Mason's chip is coveted by Tommy Thanatos, an unscrupulous and vain criminal. Sean and Burt were once on the receiving end of one of his schemes: he had ordered them to throw a match, and when they had not complied, he attempted to shoot them. However, Burt threw himself in front of Sean, taking the bullet in his right leg; Sean chased Thanatos, who plunged head-first into an empty pool. This accident fractured the top of his skull, forcing the attachment of a steel skullplate and removing the bulk of his proud afro mane.

Thanatos kidnaps Alex Sr. with the help of Frank Olsen, the corrupt security chief of Mason Systems, and demands that he hand over the chip. When Alex Sr. (who stowed the chip in Kate's doll) refuses, Thanatos kidnaps Alex and Kate to force him to comply. Sean is overpowered, and Burt is taken as well, giving Thanatos an unexpected revenge bonus. But Sean tracks down Thanatos and, with the help of his friends, beats the villains. As Thanatos prepares to charge Sean, Alex Sr. and the children activate an improvised electromagnet to launch him into the night sky, leaving only his skullplate.

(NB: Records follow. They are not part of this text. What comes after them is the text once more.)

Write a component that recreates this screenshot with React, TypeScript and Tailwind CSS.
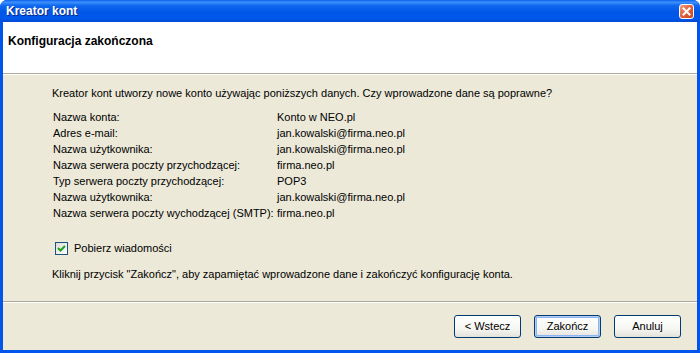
const rows: [string, string][] = [
  ["Nazwa konta:", "Konto w NEO.pl"],
  ["Adres e-mail:", "jan.kowalski@firma.neo.pl"],
  ["Nazwa użytkownika:", "jan.kowalski@firma.neo.pl"],
  ["Nazwa serwera poczty przychodzącej:", "firma.neo.pl"],
  ["Typ serwera poczty przychodzącej:", "POP3"],
  ["Nazwa użytkownika:", "jan.kowalski@firma.neo.pl"],
  ["Nazwa serwera poczty wychodzącej (SMTP):", "firma.neo.pl"],
];

function XpButton({ label, focused }: { label: string; focused?: boolean }) {
  return (
    <button
      className={
        "h-[23px] w-[67px] rounded-[3px] border border-[#003C74] bg-[linear-gradient(to_bottom,#FFFFFF_0%,#F6F6F3_60%,#E3E2DA_100%)] text-[11px] leading-none text-black " +
        (focused ? "shadow-[inset_0_0_0_1px_#B6CDF1,inset_0_0_0_2px_#8CB4F2]" : "")
      }
    >
      {label}
    </button>
  );
}

export default function App() {
  return (
    <div
      className="flex h-[353px] w-[700px] flex-col overflow-hidden rounded-t-[7px] bg-[#0055EA] font-['Liberation_Sans',Arial,sans-serif] text-[11px] leading-4 text-black"
    >
      {/* title bar */}
      <div className="flex h-[22px] shrink-0 items-center justify-between bg-[linear-gradient(to_bottom,#0A5FF0_0%,#3E91FB_10%,#1068F0_25%,#0056E6_55%,#0058EC_85%,#0048D0_100%)] pl-[6px] pr-[6px]">
        <span className="text-[12px] font-bold text-white [text-shadow:1px_1px_0_#0A2A8A]">
          Kreator kont
        </span>
        <div className="mt-[1px] flex h-[15px] w-[15px] items-center justify-center rounded-[3px] border border-white bg-[linear-gradient(135deg,#F0A184_0%,#E3643E_45%,#C84522_100%)]">
          <svg width="9" height="9" viewBox="0 0 9 9">
            <path d="M1.5 1.5 L7.5 7.5 M7.5 1.5 L1.5 7.5" stroke="white" strokeWidth="2" strokeLinecap="square" />
          </svg>
        </div>
      </div>

      {/* client area */}
      <div className="mx-[3px] mb-[3px] flex flex-1 flex-col bg-[#ECE9D8]">
        <div className="flex h-[51px] shrink-0 items-start bg-white pl-[5px] pt-[11px]">
          <span className="text-[12px] font-bold">Konfiguracja zakończona</span>
        </div>
        <div className="h-px bg-[#ACA899]" />
        <div className="h-px bg-white" />

        <div className="flex flex-1 flex-col pl-[49px] pt-[10px]">
          <p>Kreator kont utworzy nowe konto używając poniższych danych. Czy wprowadzone dane są poprawne?</p>
          <div className="mt-2 grid grid-cols-[224px_1fr] pl-px">
            {rows.map(([k, v], i) => (
              <div key={i} className="contents">
                <span>{k}</span>
                <span>{v}</span>
              </div>
            ))}
          </div>
          <label className="mt-[19px] flex h-4 items-center gap-[6px] pl-[3px]">
            <span className="flex h-[13px] w-[13px] items-center justify-center border border-[#1C5180] bg-[linear-gradient(135deg,#DCDCD7_0%,#FFFFFF_100%)]">
              <svg width="9" height="9" viewBox="0 0 9 9">
                <path d="M1 4 L3.5 6.5 L8 2" fill="none" stroke="#21A121" strokeWidth="2" />
              </svg>
            </span>
            <span>Pobierz wiadomości</span>
          </label>
          <p className="mt-[10px]">
            Kliknij przycisk "Zakończ", aby zapamiętać wprowadzone dane i zakończyć konfigurację konta.
          </p>
        </div>

        <div className="h-px bg-[#ACA899]" />
        <div className="h-px bg-white" />
        <div className="flex h-[47px] shrink-0 items-start justify-end gap-[13px] pr-[16px] pt-[12px]">
          <XpButton label="< Wstecz" />
          <XpButton label="Zakończ" focused />
          <XpButton label="Anuluj" />
        </div>
      </div>
    </div>
  );
}
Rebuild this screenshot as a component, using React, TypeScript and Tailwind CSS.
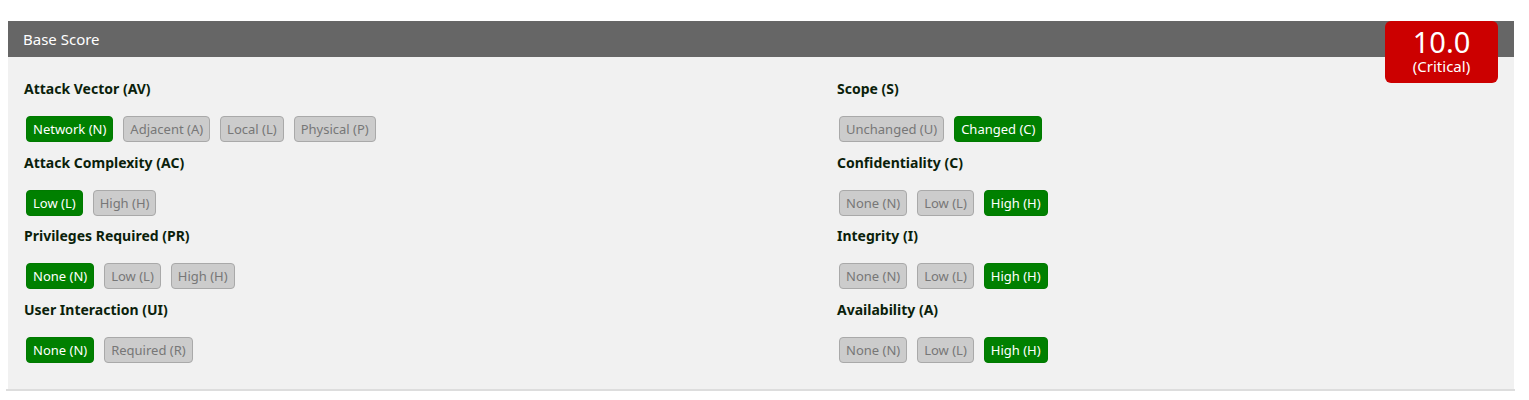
import React from "react";

interface Metric {
  label: string;
  options: string[];
  selected: number;
}

const leftMetrics: Metric[] = [
  { label: "Attack Vector (AV)", options: ["Network (N)", "Adjacent (A)", "Local (L)", "Physical (P)"], selected: 0 },
  { label: "Attack Complexity (AC)", options: ["Low (L)", "High (H)"], selected: 0 },
  { label: "Privileges Required (PR)", options: ["None (N)", "Low (L)", "High (H)"], selected: 0 },
  { label: "User Interaction (UI)", options: ["None (N)", "Required (R)"], selected: 0 },
];

const rightMetrics: Metric[] = [
  { label: "Scope (S)", options: ["Unchanged (U)", "Changed (C)"], selected: 1 },
  { label: "Confidentiality (C)", options: ["None (N)", "Low (L)", "High (H)"], selected: 2 },
  { label: "Integrity (I)", options: ["None (N)", "Low (L)", "High (H)"], selected: 2 },
  { label: "Availability (A)", options: ["None (N)", "Low (L)", "High (H)"], selected: 2 },
];

const MetricGroup: React.FC<{ metric: Metric }> = ({ metric }) => (
  <div className="h-[73.5px]">
    <h4 className="h-[22px] text-[14px] font-bold leading-[22px] text-[#0b1f0b]">{metric.label}</h4>
    <div className="mt-[16px] flex gap-[10px] pl-[2px]">
      {metric.options.map((opt, i) =>
        i === metric.selected ? (
          <button
            key={opt}
            className="h-[26px] rounded-[4px] border border-[#007a00] bg-[#008000] px-[6px] text-[13px] leading-[24px] text-white"
          >
            {opt}
          </button>
        ) : (
          <button
            key={opt}
            className="h-[26px] rounded-[4px] border border-[#a9a9a9] bg-[#cccccc] px-[6px] text-[13px] leading-[24px] text-[#777777]"
          >
            {opt}
          </button>
        )
      )}
    </div>
  </div>
);

export default function App() {
  return (
    <div className="min-h-[400px] bg-white pt-[21px] font-['Noto_Sans','Open_Sans',sans-serif]">
      <div className="relative mx-[8px] w-[1506px]">
        <div className="flex h-[36px] items-center bg-[#666666] px-[15px] text-[15px] text-white">Base Score</div>

        {/* severity badge sits on top of the header bar */}
        <div className="absolute right-[16px] top-0 flex h-[62px] w-[113px] flex-col items-center rounded-[6px] bg-[#cc0000] pt-[6px] text-white">
          <span className="text-[29px] leading-[30px]">10.0</span>
          <span className="text-[15px] leading-[18px]">(Critical)</span>
        </div>

        <div className="grid grid-cols-[813px_1fr] bg-[#f1f1f1] pb-[17px] pl-[16px] pt-[21px]">
          <div>
            {leftMetrics.map((m) => (
              <MetricGroup key={m.label} metric={m} />
            ))}
          </div>
          <div>
            {rightMetrics.map((m) => (
              <MetricGroup key={m.label} metric={m} />
            ))}
          </div>
        </div>
      </div>
      <div className="mx-[6px] h-[2px] w-[1509px] bg-[#dddddd]" />
    </div>
  );
}
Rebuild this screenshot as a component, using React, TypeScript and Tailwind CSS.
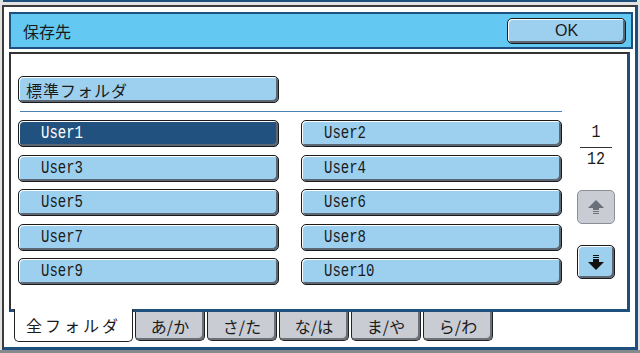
import React from 'react';

const jp = 'font-["Noto_Sans_CJK_JP","Noto_Sans",sans-serif]';
const mono = 'font-["Liberation_Mono","DejaVu_Sans_Mono",monospace]';

const users = ['User1', 'User2', 'User3', 'User4', 'User5', 'User6', 'User7', 'User8', 'User9', 'User10'];
const tabs = ['あ/か', 'さ/た', 'な/は', 'ま/や', 'ら/わ'];

const btnBase =
  'rounded-[5px] border border-[#1a1a1a] shadow-[inset_1px_1px_0_#ffffff,inset_-2px_-2px_0_#5d6773]';

const ArrowUp = () => (
  <svg width="16" height="15" viewBox="0 0 16 15">
    <path d="M8 0 L16 8 L11 8 L11 10 L5 10 L5 8 L0 8 Z" fill="#6a707a" />
    <rect x="5" y="11" width="6" height="1" fill="#6a707a" />
    <rect x="5" y="13" width="6" height="1" fill="#6a707a" />
  </svg>
);

const ArrowDown = () => (
  <svg width="16" height="15" viewBox="0 0 16 15">
    <rect x="5" y="0" width="6" height="1" fill="#111" />
    <rect x="5" y="2" width="6" height="1" fill="#111" />
    <path d="M5 4 L11 4 L11 7 L16 7 L8 15 L0 7 L5 7 Z" fill="#111" />
  </svg>
);

export default function App() {
  return (
    <div className="w-[640px] h-[353px] bg-[#e2e2e2] overflow-hidden">
      <div className="h-[2px] mx-[3px] bg-[#1f4f7d]" />
      <div className="mt-[3px] ml-[2px] w-[636px] h-[345px] bg-white border-l-2 border-t-2 border-[#3c3c3c] border-r-[3px] border-b-[3px] border-r-[#1f4f7d] border-b-[#1f4f7d] pl-[5px] pt-[5px]">
        {/* header */}
        <div className="w-[624px] h-[37px] border-2 border-[#1f4f7d] bg-[#63c9f3] flex items-center justify-between pl-[12px] pr-[5px]">
          <span className={`${jp} text-[16px] text-[#1a1a1a] leading-none`}>保存先</span>
          <button
            className={`${btnBase} w-[119px] h-[26px] bg-[#9dd0ef] flex items-center justify-center font-["Liberation_Sans",sans-serif] text-[16px] text-[#1a1a1a]`}
          >
            OK
          </button>
        </div>

        {/* content */}
        <div className="mt-[3px] w-[621px] h-[260px] border-l-2 border-t-2 border-[#333] border-r-[3px] border-b-[3px] border-r-[#1f4f7d] border-b-[#1f4f7d] pl-[7px] pt-[22px]">
          <button
            className={`${btnBase} w-[261px] h-[27px] bg-[#9dd0ef] flex items-center pl-[7px] ${jp} text-[16px] tracking-[1px] text-[#1a1a1a]`}
          >
            標準フォルダ
          </button>
          <div className="mt-[8px] ml-[2px] w-[542px] h-px bg-[#4a80b4]" />

          <div className="mt-[8px] flex">
            <div className="w-[544px] grid grid-cols-[261px_261px] gap-x-[22px] gap-y-[7.5px]">
              {users.map((u, i) => (
                <button
                  key={u}
                  className={`${btnBase} h-[27px] flex items-center pl-[22px] ${mono} text-[14px] ${
                    i === 0 ? 'bg-[#21527f] text-white' : 'bg-[#9dd0ef] text-[#1a1a1a]'
                  }`}
                >
                  <span className="inline-block scale-y-[1.25] font-light">{u}</span>
                </button>
              ))}
            </div>

            <div className="ml-[15px] w-[38px] flex flex-col items-center">
              <span className={`mt-[5px] ${mono} text-[15px] leading-[16px] text-[#1a1a1a] scale-y-[1.2]`}>1</span>
              <div className="mt-[6px] w-[32px] h-px bg-[#333]" />
              <span className={`mt-[4px] ${mono} text-[15px] leading-[16px] text-[#1a1a1a] scale-y-[1.2]`}>12</span>
              <div className="mt-[22px] w-[38px] h-[34px] rounded-[5px] border border-[#8a8f97] bg-[#c9ccd3] flex items-center justify-center">
                <ArrowUp />
              </div>
              <div
                className={`${btnBase} mt-[21px] w-[38px] h-[34px] bg-[#9dd0ef] flex items-center justify-center`}
              >
                <ArrowDown />
              </div>
            </div>
          </div>
        </div>

        {/* tabs */}
        <div className="flex items-start pl-[5px]">
          <div
            className={`relative -mt-[3px] w-[119px] h-[33px] bg-white border-x border-b border-[#222] rounded-b-[5px] flex items-center justify-center ${jp} text-[16px] tracking-[3px] text-[#1a1a1a]`}
          >
            全フォルダ
          </div>
          <div className="flex gap-[2px] ml-[2px]">
            {tabs.map((t) => (
              <div
                key={t}
                className={`w-[70px] h-[29px] bg-[#c9ccd3] border border-t-0 border-[#222] rounded-b-[5px] shadow-[inset_-2px_-2px_0_#6b7178] flex items-center justify-center ${jp} text-[16px] text-[#1a1a1a]`}
              >
                {t}
              </div>
            ))}
          </div>
        </div>
      </div>
      <div className="h-[3px] bg-[#858a8f]" />
    </div>
  );
}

The movie ends with Sean preparing to take a leave of absence from the Masons. But Alex and Kate intend to have him back much sooner – and Sean falls victim to yet another prank.

==Cast==

- Terry "Hulk" Hogan as Sean Armstrong
- Sherman Hemsley as Burt Wilson
- Austin Pendleton as Alex Mason Sr.
- Robert Hy Gorman as Alex Mason Jr., Alex's son
- Madeline Zima as Kate Mason, Alex's daughter
- Raymond O'Connor as Frank Olsen
- Mother Love as Corinne
- David Johansen as Tommy Thanatos
- Peter Kent as Wolfgang
- Jen Sung as Kojiro
- Jeff Moldovan as Jocko
- Artie Malesci as Skipper
- Tim Powell as Lieutenant
- Sandy Mielke as Principal
- Darci Osiecky as Teacher
- Kelly Erin as Nanny
- Joshua Santiago as Bully #1
- Danny Fotou as Bully #2
- Afa Anoa'i as himself
- Brutus Beefcake as himself
- George "The Animal" Steele as himself
- Jim “The Anvil” Neidhart as himself (uncredited)
- Kamala as himself (uncredited)
- Angeline-Rose Troy as Student (uncredited)

==Reception==
===Box office===
The film was a box office bomb, grossing just $4.3 million against its $10 million budget.

===Critical response===
The film was poorly received by critics. On Rotten Tomatoes it has an approval rating of 6% based on reviews from 16 critics. On Metacritic, the film had an average score of 18 out of 100, based on 13 critics, indicating "overwhelming dislike".

Kevin Thomas of the Los Angeles Times says the premise has potential but that the film is "needlessly crass and lethally heavy-handed" Chris Hicks of the Deseret News calls the film "a silly kiddie flick that retreads territory better covered by Mr. Mom, Home Alone and any number of clones." He calls the film predictable and finds the comic mayhem difficult to recommend for children.